Produksi Bahan Kain Sutera Kian Merosot

Salah satu bahan pakaian yang tergolong mahal dan spesial adalah dari benang sutera alam. Namun sebagian besar perancang mode, pengusaha busana hingga masyarakat umum tidak mengenal mata rantai proses produksinya. Di Indonesia, tercatat hanya ada dua pengusaha sutera alam (PSA), yaitu di Sulsel dan Jateng. Untuk di Jateng, perusahaan itu berada di desa Regaloh, kecamatan Tlogowangu, sekitar 7 km utara alun - alun Pati.


PSA Regaloh mulai dioperasikan 20 Desember 1972 dengan ditunjang dengan 2 mesin buatan Jepang yang berfungsi untuk pengeringan kokon (kepompong ulat sutera), perebusan kokon hingga menghasilkan benang sutera. Produksi sutera terutama ditunjang dengan keberadaan daun murbei (morus indica) yang ditanam pihak perhutani, dari semula seluas 873 hektare, kini tinggal 327 hektare yang tersebar di desa Sumbermulyo, Tlogosari dan Regaloh.

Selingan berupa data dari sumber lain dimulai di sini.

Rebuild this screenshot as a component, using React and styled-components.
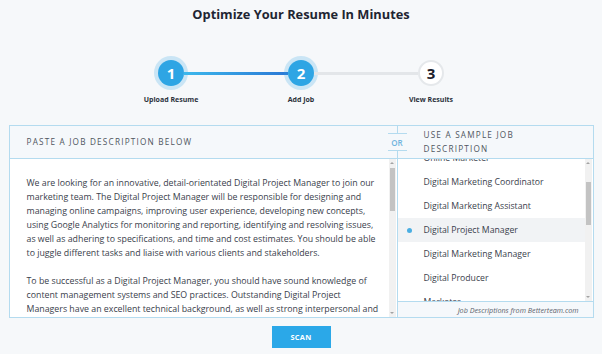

Kepala PSA Regaloh, Solikin mengatakan, kebun murbei itu ditangani ribuan petani yang sebagian diantaranya juga terlibat dalam pemeliharaan ulat sutera. "Sayangnya telor bibit ulat sutera masih menggantungkan pasokan dari jepang. Selain itu, PSA Regaloh tercatat tidak pernah stabil dalam produksi benang karena berbagai hal, terutama menyangkut produksi daun murbei yang naik turun akibat serangan ulat atau dilanda kekeringan", ujarnya.

Data PSA Regaloh mencatat pada 2007 misalnya, target produksinya 2.801 ton, tetapi realisasinya hanya 2.274 ton. Sedang produksi kokon yang diharap mampu mencapai 50.000 ton, hanya tercapai 29.104 ton. Begitu pula produksi benang yang dipatok 5.750 kilogram hanya tercapai 1.712 kilogram.

Pada 2011, produksi daun ditarget 2.604 ton, hanya tercapai 1.815 ton. Produksi kokon yang diharapkan mampu mencapai 37.200 kilogram hanya terealisasi 15.356 kilogram. Begitu pula dengan produksi benang yang dicanangkan 3.720 kilogram, hanya tercapai 741 kilogram. Padahal harga raw silk pada posisi menjelang pada akhir Februari mencapai Rp. 440.000 per kilogram dan twist silk (plintir) tembus Rp. 500.500 per kilogram.

"Selama kurun waktu 1972 hingga Februari tahun ini, terjadi pasang surut. Bahkan sempat berhenti produksi. Sempat memiliki 102 karyawan tetap dan 68 tenaga harian lepas, tetapi sekarang tinggal 15 karyawan yang masih dipertahankan,"tutur Solikin.

Ia menambahkan, pasar produksi sutera alam Regaloh sebagian besar diserap produsen tenun tradisional dengan alat tenun bukan mesin (ATBM) di berbagai daerah di Indonesia. "Misalnya pusat tenun tradisional Troso kecamatan Pecangaan Kabupaten Jepara. Sebagian besar pengusaha kelas atas justru menggunakan bahan baku dari kami, karena nilai jualnya setelah menjadi busana lebih tinggi dan sasarannya pada kalangan berduit, seperti pejabat, pengusaha, artis dan perancang busana," terangnya.